QUESTION: Malcolm Turnbull touched on the importance to the justice system and the courts in dealing with some of these issues. Do you agree with him on that front?

MINISTER MORRISON: Well the justice system does deal with these issues and Mr Turnbull comments it think totally align with the government’s approach to these issues. So I don’t think there is any surprise about that. I mean the government is working together as one – every minister, every member to ensure that Australian’s are safe and secure – that our national security is protected. We are doing that through the work of our defence forces, we are doing that through the work of our security forces but we are also doing it through the work of our social services that are out in migrant communities and other communities around the country ensuring that we are giving people the supports they need to make good choices. Senator Fierravanti Wells has been closely involved in that work, in particular with Phillip Ruddock in that process, and the response we are getting from those communities I think has been very positive.

SENATOR FIERRAVANTI WELLS: Perhaps if I could add, let’s not forget that the Minister mentioned of course the spending in the national security component of it and we also spend $660 million over forward estimates in a range of programmes in our Department in relation to settlement services, multicultural social cohesion and as the Minister correctly said youth at risk. One of the important things that came out of the Countering Violent Extremism Summit which we recently had is the importance of working with community and therefore you cannot underestimate the work that is done not just in the Department of Social Services where a predominant array of services and programmes exist in our Department but also in other programmes including in the Attorney General’s Department in relation to countering violent extremism. But the important thing that we need to understand is that community engagement and community involvement is one of the most important things and that’s why the work that we will do in this Department especially and the programmes that the Minister mentioned in terms of assisting young people who are at risk is so vitally important to stop that radicalisation process before it actually begins.

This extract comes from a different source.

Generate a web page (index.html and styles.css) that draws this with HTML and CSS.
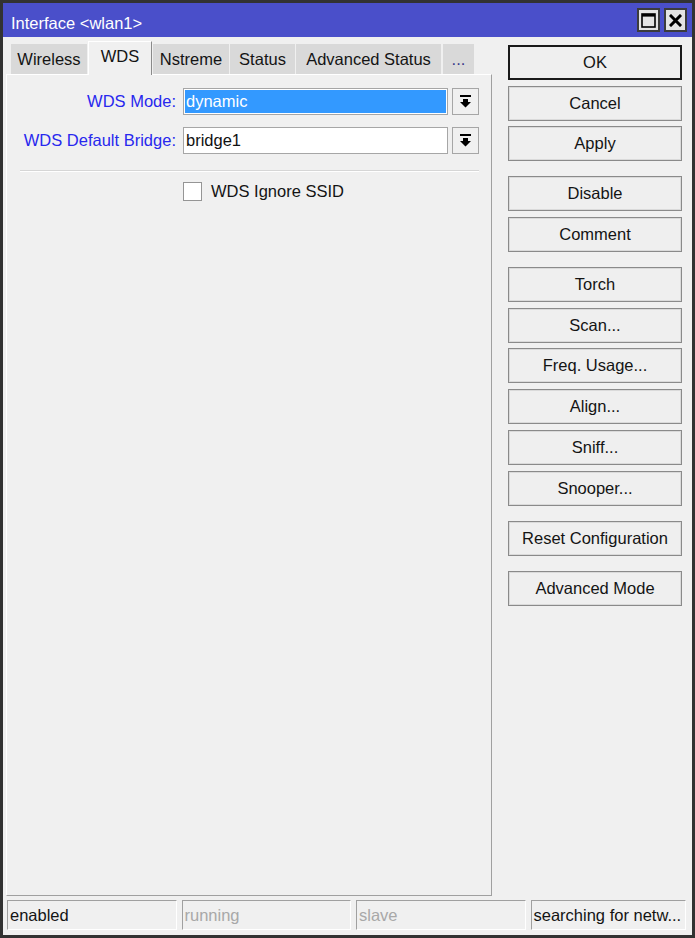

MINISTER MORRISON: It is important to understand that young people can be subject to all sorts of vulnerabilities and in some of our communities there isn’t some Daesh recruiter coming around trying to talk you into making the biggest bad mistake of your life. In my community they might find themselves going into drugs or alcohol or joining a gang God forbid. But in other communities in Australia we have young people who are exposed to other vulnerabilities and that is the death cult recruiters and so a community response to counter that is very important. I think these are the same – the Prime Minister is making these points, we are making these points, Minister Turnbull is making these points – our government is at one on the issue of national security. Ok, any other questions?

QUESTION: The regional broadcasters are launching a campaign this week for media reforms, do you have stance on that?

MINISTER MORRISON: Look I will leave those matters to the Communications Minister and the Deputy Prime Minister; these are issues that will continue to be consulted on and worked through. Ok but it is good to be here in a regional area today and seeing the regional coverage of what is a very important regional programme that is being run here in the Illawarra. It is a great thrill to be back here at the centre and I look forward to coming back Lizzie and seeing the progress, see the next class and their passing out parade.